--- THE EXERCISE ---
In your copy, include every line of the listing below exactly but none of the pictures.
>>>>
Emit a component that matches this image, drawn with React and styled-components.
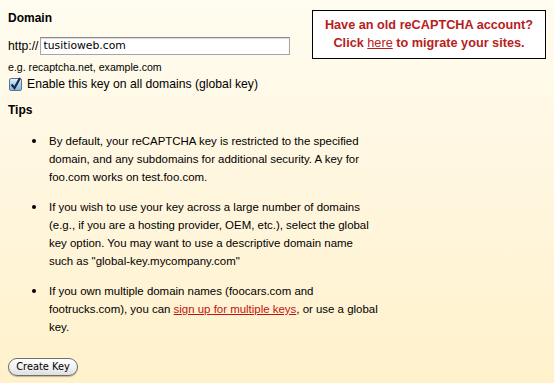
import React from "react";
import styled, { createGlobalStyle } from "styled-components";

const Global = createGlobalStyle`
  html, body { margin: 0; padding: 0; }
  body {
    width: 554px;
    min-height: 383px;
    background: linear-gradient(to bottom, #fffcf0 0%, #fff6de 50%, #fff1cb 100%);
    font-family: "Liberation Sans", Arial, sans-serif;
    color: #000;
  }
`;

const Page = styled.div`
  padding: 8px;
  height: 383px;
  box-sizing: border-box;
`;

const Top = styled.div`
  display: flex;
  justify-content: space-between;
  align-items: flex-start;
`;

const Form = styled.div`
  display: flex;
  flex-direction: column;
`;

const Heading = styled.div`
  font-size: 12px;
  font-weight: bold;
  line-height: 16px;
  margin-top: ${(p) => p.$top}px;
`;

const Row = styled.div`
  display: flex;
  align-items: center;
  margin-top: ${(p) => p.$top || 0}px;
  font-size: 12.2px;
  line-height: 18px;
`;

const Prefix = styled.span`
  margin-right: 1px;
`;

const Input = styled.div`
  width: 250px;
  height: 18px;
  box-sizing: border-box;
  background: #fff;
  border: 1px solid #a5a5a5;
  border-top-color: #8a8a8a;
  box-shadow: inset 0 1px 1px rgba(0, 0, 0, 0.15);
  font-family: "DejaVu Sans", sans-serif;
  font-size: 10.8px;
  line-height: 16px;
  padding-left: 3px;
`;

const Hint = styled.div`
  font-size: 10.6px;
  line-height: 14px;
  margin-top: 5px;
`;

const Check = styled.span`
  width: 13px;
  height: 13px;
  box-sizing: border-box;
  margin-left: 1px;
  margin-right: 5px;
  border: 1px solid #5a7590;
  border-radius: 2px;
  background: linear-gradient(to bottom, #e2f1fc 0%, #a9d0f0 50%, #86bbe8 100%);
  display: flex;
  align-items: center;
  justify-content: center;
  overflow: visible;
`;

const Notice = styled.div`
  margin-top: 2px;
  width: 234px;
  box-sizing: border-box;
  border: 1px solid #000;
  background: #fff;
  padding: 5px 0 6px;
  text-align: center;
  font-size: 12.7px;
  font-weight: bold;
  line-height: 18px;
  color: #b8201c;
`;

const NoticeLink = styled.a`
  font-weight: normal;
  color: #b8201c;
  text-decoration: underline;
`;

const List = styled.ul`
  list-style: none;
  margin: 14px 0 0;
  padding: 0;
`;

const Item = styled.li`
  display: flex;
  font-size: 11.45px;
  line-height: 18px;
  & + & {
    margin-top: 12px;
  }
`;

const Dot = styled.span`
  flex: none;
  width: 4px;
  height: 4px;
  border-radius: 50%;
  background: #000;
  margin: 7px 13px 0 24px;
`;

const Text = styled.span`
  width: 380px;
`;

const RedLink = styled.a`
  color: #c4120e;
  text-decoration: underline;
`;

const Button = styled.button`
  display: block;
  margin-top: 22px;
  width: 70px;
  height: 18px;
  padding: 0;
  border: 1px solid #6e6e6e;
  border-radius: 9px;
  background: linear-gradient(to bottom, #ffffff 0%, #f2f2f2 50%, #dedede 100%);
  box-shadow: 0 1px 1px rgba(0, 0, 0, 0.25);
  font-family: "DejaVu Sans", sans-serif;
  font-size: 9.8px;
  line-height: 16px;
  color: #000;
`;

export default function App() {
  return (
    <>
      <Global />
      <Page>
        <Top>
          <Form>
            <Heading $top={2}>Domain</Heading>
            <Row $top={11}>
              <Prefix>http://</Prefix>
              <Input>tusitioweb.com</Input>
            </Row>
            <Hint>e.g. recaptcha.net, example.com</Hint>
            <Row $top={1}>
              <Check>
                <svg width="11" height="11" viewBox="0 0 11 11" style={{ overflow: "visible" }}>
                  <path d="M1.5 5.5 L4.5 9 L10 -1" fill="none" stroke="#1a2b44" strokeWidth="2.2" />
                </svg>
              </Check>
              Enable this key on all domains (global key)
            </Row>
          </Form>
          <Notice>
            Have an old reCAPTCHA account?
            <br />
            Click <NoticeLink href="#">here</NoticeLink> to migrate your sites.
          </Notice>
        </Top>
        <Heading $top={9}>Tips</Heading>
        <List>
          <Item>
            <Dot />
            <Text>
              By default, your reCAPTCHA key is restricted to the specified
              <br />
              domain, and any subdomains for additional security. A key for
              <br />
              foo.com works on test.foo.com.
            </Text>
          </Item>
          <Item>
            <Dot />
            <Text>
              If you wish to use your key across a large number of domains
              <br />
              (e.g., if you are a hosting provider, OEM, etc.), select the global
              <br />
              key option. You may want to use a descriptive domain name
              <br />
              such as "global-key.mycompany.com"
            </Text>
          </Item>
          <Item>
            <Dot />
            <Text>
              If you own multiple domain names (foocars.com and
              <br />
              footrucks.com), you can <RedLink href="#">sign up for multiple keys</RedLink>, or use a global
              <br />
              key.
            </Text>
          </Item>
        </List>
        <Button>Create Key</Button>
      </Page>
    </>
  );
}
<<<<
--- EXERCISE RESPONSE ---
Emit a component that matches this image, drawn with React and styled-components.
import React from "react";
import styled, { createGlobalStyle } from "styled-components";

const Global = createGlobalStyle`
  html, body { margin: 0; padding: 0; }
  body {
    width: 554px;
    min-height: 383px;
    background: linear-gradient(to bottom, #fffcf0 0%, #fff6de 50%, #fff1cb 100%);
    font-family: "Liberation Sans", Arial, sans-serif;
    color: #000;
  }
`;

const Page = styled.div`
  padding: 8px;
  height: 383px;
  box-sizing: border-box;
`;

const Top = styled.div`
  display: flex;
  justify-content: space-between;
  align-items: flex-start;
`;

const Form = styled.div`
  display: flex;
  flex-direction: column;
`;

const Heading = styled.div`
  font-size: 12px;
  font-weight: bold;
  line-height: 16px;
  margin-top: ${(p) => p.$top}px;
`;

const Row = styled.div`
  display: flex;
  align-items: center;
  margin-top: ${(p) => p.$top || 0}px;
  font-size: 12.2px;
  line-height: 18px;
`;

const Prefix = styled.span`
  margin-right: 1px;
`;

const Input = styled.div`
  width: 250px;
  height: 18px;
  box-sizing: border-box;
  background: #fff;
  border: 1px solid #a5a5a5;
  border-top-color: #8a8a8a;
  box-shadow: inset 0 1px 1px rgba(0, 0, 0, 0.15);
  font-family: "DejaVu Sans", sans-serif;
  font-size: 10.8px;
  line-height: 16px;
  padding-left: 3px;
`;

const Hint = styled.div`
  font-size: 10.6px;
  line-height: 14px;
  margin-top: 5px;
`;

const Check = styled.span`
  width: 13px;
  height: 13px;
  box-sizing: border-box;
  margin-left: 1px;
  margin-right: 5px;
  border: 1px solid #5a7590;
  border-radius: 2px;
  background: linear-gradient(to bottom, #e2f1fc 0%, #a9d0f0 50%, #86bbe8 100%);
  display: flex;
  align-items: center;
  justify-content: center;
  overflow: visible;
`;

const Notice = styled.div`
  margin-top: 2px;
  width: 234px;
  box-sizing: border-box;
  border: 1px solid #000;
  background: #fff;
  padding: 5px 0 6px;
  text-align: center;
  font-size: 12.7px;
  font-weight: bold;
  line-height: 18px;
  color: #b8201c;
`;

const NoticeLink = styled.a`
  font-weight: normal;
  color: #b8201c;
  text-decoration: underline;
`;

const List = styled.ul`
  list-style: none;
  margin: 14px 0 0;
  padding: 0;
`;

const Item = styled.li`
  display: flex;
  font-size: 11.45px;
  line-height: 18px;
  & + & {
    margin-top: 12px;
  }
`;

const Dot = styled.span`
  flex: none;
  width: 4px;
  height: 4px;
  border-radius: 50%;
  background: #000;
  margin: 7px 13px 0 24px;
`;

const Text = styled.span`
  width: 380px;
`;

const RedLink = styled.a`
  color: #c4120e;
  text-decoration: underline;
`;

const Button = styled.button`
  display: block;
  margin-top: 22px;
  width: 70px;
  height: 18px;
  padding: 0;
  border: 1px solid #6e6e6e;
  border-radius: 9px;
  background: linear-gradient(to bottom, #ffffff 0%, #f2f2f2 50%, #dedede 100%);
  box-shadow: 0 1px 1px rgba(0, 0, 0, 0.25);
  font-family: "DejaVu Sans", sans-serif;
  font-size: 9.8px;
  line-height: 16px;
  color: #000;
`;

export default function App() {
  return (
    <>
      <Global />
      <Page>
        <Top>
          <Form>
            <Heading $top={2}>Domain</Heading>
            <Row $top={11}>
              <Prefix>http://</Prefix>
              <Input>tusitioweb.com</Input>
            </Row>
            <Hint>e.g. recaptcha.net, example.com</Hint>
            <Row $top={1}>
              <Check>
                <svg width="11" height="11" viewBox="0 0 11 11" style={{ overflow: "visible" }}>
                  <path d="M1.5 5.5 L4.5 9 L10 -1" fill="none" stroke="#1a2b44" strokeWidth="2.2" />
                </svg>
              </Check>
              Enable this key on all domains (global key)
            </Row>
          </Form>
          <Notice>
            Have an old reCAPTCHA account?
            <br />
            Click <NoticeLink href="#">here</NoticeLink> to migrate your sites.
          </Notice>
        </Top>
        <Heading $top={9}>Tips</Heading>
        <List>
          <Item>
            <Dot />
            <Text>
              By default, your reCAPTCHA key is restricted to the specified
              <br />
              domain, and any subdomains for additional security. A key for
              <br />
              foo.com works on test.foo.com.
            </Text>
          </Item>
          <Item>
            <Dot />
            <Text>
              If you wish to use your key across a large number of domains
              <br />
              (e.g., if you are a hosting provider, OEM, etc.), select the global
              <br />
              key option. You may want to use a descriptive domain name
              <br />
              such as "global-key.mycompany.com"
            </Text>
          </Item>
          <Item>
            <Dot />
            <Text>
              If you own multiple domain names (foocars.com and
              <br />
              footrucks.com), you can <RedLink href="#">sign up for multiple keys</RedLink>, or use a global
              <br />
              key.
            </Text>
          </Item>
        </List>
        <Button>Create Key</Button>
      </Page>
    </>
  );
}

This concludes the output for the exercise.